THE PRISONER
“Well, what do you want? Who are you?”
Gus felt his heart almost leap in his bosom. The voice may have been a little huskier, with an accent of suffering and despair, but it was recognizable.
“Keep very quiet, Tony. I’m not supposed to be here, but out yonder, guarding the path. Paid to do it, you understand? But lie low until to-morrow. Then——”
“But tell me; I seem—I—who can you be? Oh, what——?”
“Oh, you don’t know me, sure enough. I’m Gus, Tony—Gus Grier. Bill Brown and I are down here to get you. We—, but that must keep. Lie low, old chap. I’ve got to get away now and go awfully careful, but it’ll be all right——”
“Oh, Gus! My friend Gus! You here and for me? I believed the world—but no matter now. Oh, my good friend Gus, you will not never give up? You will—oh, my friend——”
“Go slow, Tony, not so loud! Do you think we would come this far and then go back on you? I must get away now—right off. Lie low.”
Gus felt an almost irresistible desire to break open the window or the door at once and get his friend out. Then, if need be, fight their way to safety, but common sense told him that the certain noise of doing such a thing would be heard and perhaps his effort defeated, with great danger to himself, and Tony, too. If there had been but one guard or even two—but three were too great odds.
Back he went to his position, and there he watched for the rest of the day, elated with his discovery of Tony, saddened by the delay, grinning at the thought of the Malatesta and their confederate compelled to watch, almost motionless, for the supposed prowlers.
At last darkness threatened. Those small banditti, the mosquitoes, as bloody-minded as the Malatesta, began to sing and to stab. The assassin owls made mournful cadences in keeping with the scene and its half-tragic human purposes, while the whippoorwills voiced the one element of brightness and hope.

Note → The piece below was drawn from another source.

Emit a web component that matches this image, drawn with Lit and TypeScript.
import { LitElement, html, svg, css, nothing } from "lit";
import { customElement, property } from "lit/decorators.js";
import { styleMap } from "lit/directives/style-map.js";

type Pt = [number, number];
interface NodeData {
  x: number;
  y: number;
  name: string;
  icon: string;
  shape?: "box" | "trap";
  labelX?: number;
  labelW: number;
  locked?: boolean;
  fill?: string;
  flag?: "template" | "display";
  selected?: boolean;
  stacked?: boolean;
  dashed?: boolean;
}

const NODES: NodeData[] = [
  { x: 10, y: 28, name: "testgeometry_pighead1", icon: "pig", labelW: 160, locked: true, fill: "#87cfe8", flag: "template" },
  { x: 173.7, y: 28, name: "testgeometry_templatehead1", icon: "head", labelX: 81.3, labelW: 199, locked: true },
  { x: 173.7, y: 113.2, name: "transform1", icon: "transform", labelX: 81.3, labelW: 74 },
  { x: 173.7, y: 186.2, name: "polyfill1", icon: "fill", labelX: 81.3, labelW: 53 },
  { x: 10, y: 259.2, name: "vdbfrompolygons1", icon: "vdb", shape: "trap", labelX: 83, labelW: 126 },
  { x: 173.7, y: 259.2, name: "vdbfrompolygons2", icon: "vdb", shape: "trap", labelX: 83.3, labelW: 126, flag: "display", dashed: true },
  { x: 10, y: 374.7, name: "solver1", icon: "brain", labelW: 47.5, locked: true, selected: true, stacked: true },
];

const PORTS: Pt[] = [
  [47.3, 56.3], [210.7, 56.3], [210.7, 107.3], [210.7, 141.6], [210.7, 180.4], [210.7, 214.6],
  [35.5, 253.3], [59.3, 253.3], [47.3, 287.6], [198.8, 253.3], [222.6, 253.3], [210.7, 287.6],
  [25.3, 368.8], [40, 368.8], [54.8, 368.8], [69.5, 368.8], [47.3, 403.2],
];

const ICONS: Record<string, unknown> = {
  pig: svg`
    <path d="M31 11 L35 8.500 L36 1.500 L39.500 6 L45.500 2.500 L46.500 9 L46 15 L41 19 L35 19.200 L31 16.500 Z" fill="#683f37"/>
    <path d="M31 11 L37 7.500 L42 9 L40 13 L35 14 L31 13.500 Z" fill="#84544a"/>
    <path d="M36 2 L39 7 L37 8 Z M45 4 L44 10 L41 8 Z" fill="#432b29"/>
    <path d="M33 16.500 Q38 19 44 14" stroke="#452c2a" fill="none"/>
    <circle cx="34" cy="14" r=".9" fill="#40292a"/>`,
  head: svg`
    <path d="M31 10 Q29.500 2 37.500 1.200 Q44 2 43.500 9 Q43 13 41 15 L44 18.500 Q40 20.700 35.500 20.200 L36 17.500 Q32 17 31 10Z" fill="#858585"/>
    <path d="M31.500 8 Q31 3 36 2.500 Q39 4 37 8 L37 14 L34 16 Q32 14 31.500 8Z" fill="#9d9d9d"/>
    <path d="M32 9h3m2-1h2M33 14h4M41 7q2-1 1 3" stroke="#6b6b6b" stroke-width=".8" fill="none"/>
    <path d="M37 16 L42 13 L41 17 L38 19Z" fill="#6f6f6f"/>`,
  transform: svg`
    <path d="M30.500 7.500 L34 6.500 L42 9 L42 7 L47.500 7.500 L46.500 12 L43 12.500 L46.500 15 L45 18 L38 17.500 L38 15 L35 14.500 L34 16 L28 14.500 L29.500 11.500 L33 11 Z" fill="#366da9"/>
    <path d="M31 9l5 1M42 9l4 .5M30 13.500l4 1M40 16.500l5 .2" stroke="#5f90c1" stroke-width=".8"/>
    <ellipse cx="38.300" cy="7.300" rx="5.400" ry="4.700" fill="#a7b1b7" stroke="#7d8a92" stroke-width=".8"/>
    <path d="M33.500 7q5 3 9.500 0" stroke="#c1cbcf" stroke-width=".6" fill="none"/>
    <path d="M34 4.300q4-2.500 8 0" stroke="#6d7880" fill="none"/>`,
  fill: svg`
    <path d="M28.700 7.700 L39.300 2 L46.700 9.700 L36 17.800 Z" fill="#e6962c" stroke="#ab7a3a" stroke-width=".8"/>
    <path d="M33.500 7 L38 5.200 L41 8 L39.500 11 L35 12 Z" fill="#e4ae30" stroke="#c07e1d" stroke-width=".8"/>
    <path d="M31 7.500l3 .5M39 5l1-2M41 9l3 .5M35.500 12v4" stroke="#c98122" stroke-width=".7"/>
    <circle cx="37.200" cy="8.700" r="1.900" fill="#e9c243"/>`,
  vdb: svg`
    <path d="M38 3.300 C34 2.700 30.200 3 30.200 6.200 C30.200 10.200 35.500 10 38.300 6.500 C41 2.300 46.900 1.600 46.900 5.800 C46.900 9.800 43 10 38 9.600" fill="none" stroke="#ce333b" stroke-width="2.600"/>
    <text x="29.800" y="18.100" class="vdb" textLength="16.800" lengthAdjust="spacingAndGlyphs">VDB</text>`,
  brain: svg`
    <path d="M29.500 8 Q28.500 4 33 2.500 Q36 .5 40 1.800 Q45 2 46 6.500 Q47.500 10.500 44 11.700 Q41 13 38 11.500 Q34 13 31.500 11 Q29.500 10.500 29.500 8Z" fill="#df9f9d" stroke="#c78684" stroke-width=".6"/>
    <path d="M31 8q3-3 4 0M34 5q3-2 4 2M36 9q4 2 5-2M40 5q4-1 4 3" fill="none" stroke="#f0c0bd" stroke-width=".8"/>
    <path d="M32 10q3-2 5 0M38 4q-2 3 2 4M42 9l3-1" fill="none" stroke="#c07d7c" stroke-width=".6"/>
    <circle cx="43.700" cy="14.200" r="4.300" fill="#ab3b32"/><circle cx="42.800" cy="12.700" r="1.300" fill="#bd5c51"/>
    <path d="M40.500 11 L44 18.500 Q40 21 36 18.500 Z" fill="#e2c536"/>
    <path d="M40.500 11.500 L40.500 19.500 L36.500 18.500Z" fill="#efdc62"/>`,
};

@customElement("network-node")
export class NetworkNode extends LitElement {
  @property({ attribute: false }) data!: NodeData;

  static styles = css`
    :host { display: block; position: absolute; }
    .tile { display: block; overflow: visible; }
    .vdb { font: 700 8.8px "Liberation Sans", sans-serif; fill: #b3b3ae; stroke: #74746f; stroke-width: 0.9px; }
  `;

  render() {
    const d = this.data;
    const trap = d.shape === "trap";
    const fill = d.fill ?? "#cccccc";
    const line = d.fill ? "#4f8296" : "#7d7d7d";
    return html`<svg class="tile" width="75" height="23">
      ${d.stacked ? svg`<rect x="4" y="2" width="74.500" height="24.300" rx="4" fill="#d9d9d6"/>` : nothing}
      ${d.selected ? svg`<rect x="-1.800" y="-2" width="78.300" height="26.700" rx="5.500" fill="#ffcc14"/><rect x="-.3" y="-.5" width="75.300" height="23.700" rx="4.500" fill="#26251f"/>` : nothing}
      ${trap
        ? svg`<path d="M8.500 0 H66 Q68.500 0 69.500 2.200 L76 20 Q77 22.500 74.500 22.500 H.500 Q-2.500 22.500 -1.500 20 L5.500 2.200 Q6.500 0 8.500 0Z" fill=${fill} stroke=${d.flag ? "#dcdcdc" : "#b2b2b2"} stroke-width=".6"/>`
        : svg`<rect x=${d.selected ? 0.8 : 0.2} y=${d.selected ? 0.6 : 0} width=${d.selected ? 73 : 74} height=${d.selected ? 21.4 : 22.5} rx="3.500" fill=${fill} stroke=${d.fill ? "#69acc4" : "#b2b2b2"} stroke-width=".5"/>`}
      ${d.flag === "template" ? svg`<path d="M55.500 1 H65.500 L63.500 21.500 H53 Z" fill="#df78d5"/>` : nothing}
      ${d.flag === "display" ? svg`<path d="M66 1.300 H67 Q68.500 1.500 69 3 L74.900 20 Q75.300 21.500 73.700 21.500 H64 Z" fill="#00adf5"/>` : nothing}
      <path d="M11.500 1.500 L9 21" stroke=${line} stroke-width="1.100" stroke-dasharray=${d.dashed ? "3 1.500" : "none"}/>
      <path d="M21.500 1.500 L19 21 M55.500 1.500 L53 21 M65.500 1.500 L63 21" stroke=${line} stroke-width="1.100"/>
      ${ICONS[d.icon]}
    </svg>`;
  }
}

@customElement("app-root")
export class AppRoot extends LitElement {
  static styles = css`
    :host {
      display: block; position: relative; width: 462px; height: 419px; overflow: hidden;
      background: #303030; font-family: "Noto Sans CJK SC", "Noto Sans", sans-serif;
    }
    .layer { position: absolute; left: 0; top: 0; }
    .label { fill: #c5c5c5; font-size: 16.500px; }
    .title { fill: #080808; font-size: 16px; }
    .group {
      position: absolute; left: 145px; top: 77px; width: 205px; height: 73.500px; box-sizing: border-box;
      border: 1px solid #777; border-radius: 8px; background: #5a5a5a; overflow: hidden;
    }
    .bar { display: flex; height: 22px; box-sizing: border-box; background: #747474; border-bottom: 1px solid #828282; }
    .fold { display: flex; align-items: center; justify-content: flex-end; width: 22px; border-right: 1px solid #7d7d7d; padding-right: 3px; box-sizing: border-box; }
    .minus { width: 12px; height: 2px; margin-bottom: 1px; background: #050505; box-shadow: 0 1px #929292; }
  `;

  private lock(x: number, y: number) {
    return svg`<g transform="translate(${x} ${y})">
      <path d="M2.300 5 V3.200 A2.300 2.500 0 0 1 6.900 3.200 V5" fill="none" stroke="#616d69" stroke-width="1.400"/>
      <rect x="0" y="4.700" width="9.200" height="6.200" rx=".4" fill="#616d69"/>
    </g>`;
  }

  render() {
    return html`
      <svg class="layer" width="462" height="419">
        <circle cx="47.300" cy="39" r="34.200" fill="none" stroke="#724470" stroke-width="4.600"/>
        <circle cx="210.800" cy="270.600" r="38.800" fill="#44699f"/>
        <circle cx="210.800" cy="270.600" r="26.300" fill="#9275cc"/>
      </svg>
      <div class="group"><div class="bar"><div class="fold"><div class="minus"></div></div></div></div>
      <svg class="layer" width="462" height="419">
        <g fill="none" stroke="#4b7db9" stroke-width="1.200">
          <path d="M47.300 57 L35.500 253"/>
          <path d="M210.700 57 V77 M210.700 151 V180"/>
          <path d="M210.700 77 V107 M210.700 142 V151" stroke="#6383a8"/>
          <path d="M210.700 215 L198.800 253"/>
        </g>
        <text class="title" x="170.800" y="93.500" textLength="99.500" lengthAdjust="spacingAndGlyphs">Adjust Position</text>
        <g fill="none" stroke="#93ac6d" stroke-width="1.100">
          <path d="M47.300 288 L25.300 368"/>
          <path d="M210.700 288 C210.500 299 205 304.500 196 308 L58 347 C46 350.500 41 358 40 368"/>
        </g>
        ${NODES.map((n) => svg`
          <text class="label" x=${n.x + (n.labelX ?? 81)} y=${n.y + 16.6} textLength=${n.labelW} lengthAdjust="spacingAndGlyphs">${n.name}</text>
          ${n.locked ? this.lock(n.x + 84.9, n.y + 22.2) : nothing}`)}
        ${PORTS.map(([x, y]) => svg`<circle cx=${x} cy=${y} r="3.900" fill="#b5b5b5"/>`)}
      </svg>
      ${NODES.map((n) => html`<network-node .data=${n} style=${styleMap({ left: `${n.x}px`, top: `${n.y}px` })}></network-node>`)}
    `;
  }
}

The young fellow in the narrow, dark, log-walled cabin, with its barred window and padlocked oaken door, had been long disconsolate. But now, for the first time in many days, hope came to him as he walked back and forth, fighting pests, still tortured in mind, fearing failure, wondering, praying, yet proud and never beseeching, waiting for another and perhaps a brighter day.
For three months he had been a prisoner, waking from a fevered sleep after a long illness, his splendid constitution alone serving to doctor him, he had found himself mysteriously at sea, in the locked cabin of a tossing yacht that knew no harbor of rest. He had been denied even the chance to talk to, or to know his jailers. He had managed to keep alive on the rough, often unpalatable food poked under his door. There was no response to his callings, hammerings or threats. A less balanced, hopeful, kindly, gentle fellow would have gone insane.
Then, gagged and bound, he had been dumped about almost like a sack of wheat and landed in this horrible place alongside of which his prison room in the yacht was a palace. Now here for the first time had come a friendly voice, that of more than a friend, indeed, and he had again seized upon hope.
Yes, he would lie low, be patient, hope on and wait.